Not so with Rocky. The Nuggets' mascot said he grew up in Las Vegas dreaming of following in the webbed footsteps of The (San Diego) Chicken.
"I'd watch every move and see what he'd do," Rocky said. "I used to go to games and take notes. . . . I lived it."
Squatch, who goes about his work in a 15-pound suit that cost $5,000 to build, said the worst part of his job is physical - tumbling on the hardwood floors, which leaves him with an assortment of injuries.
He tried to dive chest-first onto the floor in one of his first games, like a plane landing at Sea-Tac, but instead he stopped on a dime. He had to leave the game with a mild concussion and blood dripping from his nose. In a display of true grit, he returned for the next game several days later, his ears still in pain.
The Tacoma Tiger once fell off a dugout, right on to the steps.
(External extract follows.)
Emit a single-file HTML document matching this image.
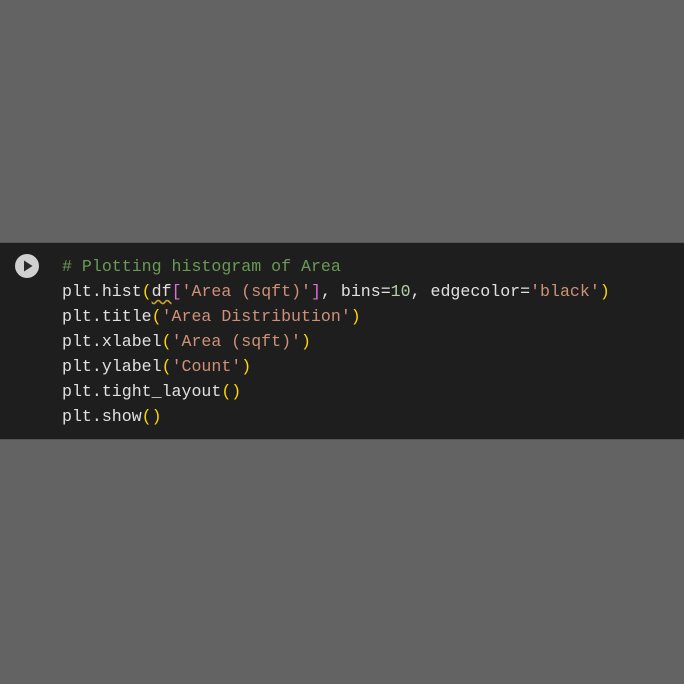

"There was a silence as the players looked at me, until one of them finally said, `Are you OK?' " the Tiger said.
Then there are the children, who can be particularly dangerous. Mascots agree that pre-teens are the most difficult, as they're too old to be intimidated by the mascots yet too young to resist violence.
"We had a draft party once and it was free to the community," Booster said. "Well, I got caught in the stands without my assistant and before I knew it I was surrounded six feet deep in a circle of little 14- and 15- and 12- and 10-year-olds. And they went ballistic. I was getting punched and pulled."
"Or," Rocky said, "they'll have their parents in there with the younger ones, going, `Pull his tail! Go pull his tail!"
The little indignities come with the territory. The drunkard yelling, "Sit down, idiot!" The mandatory autograph sessions where a player gets $5,000 and you get nothing. The player who looks at you not as a joker, but a joke.
Respect is not given easily to fake animals, except by maybe mom and dad.
"My parents live in Phoenix, so they know all about the Phoenix Suns Gorilla," Squatch said. "When I got this opportunity, they thought it would be great. They saw the Gorilla and wanted that to be me."
And to think some parents want their kids to be doctors.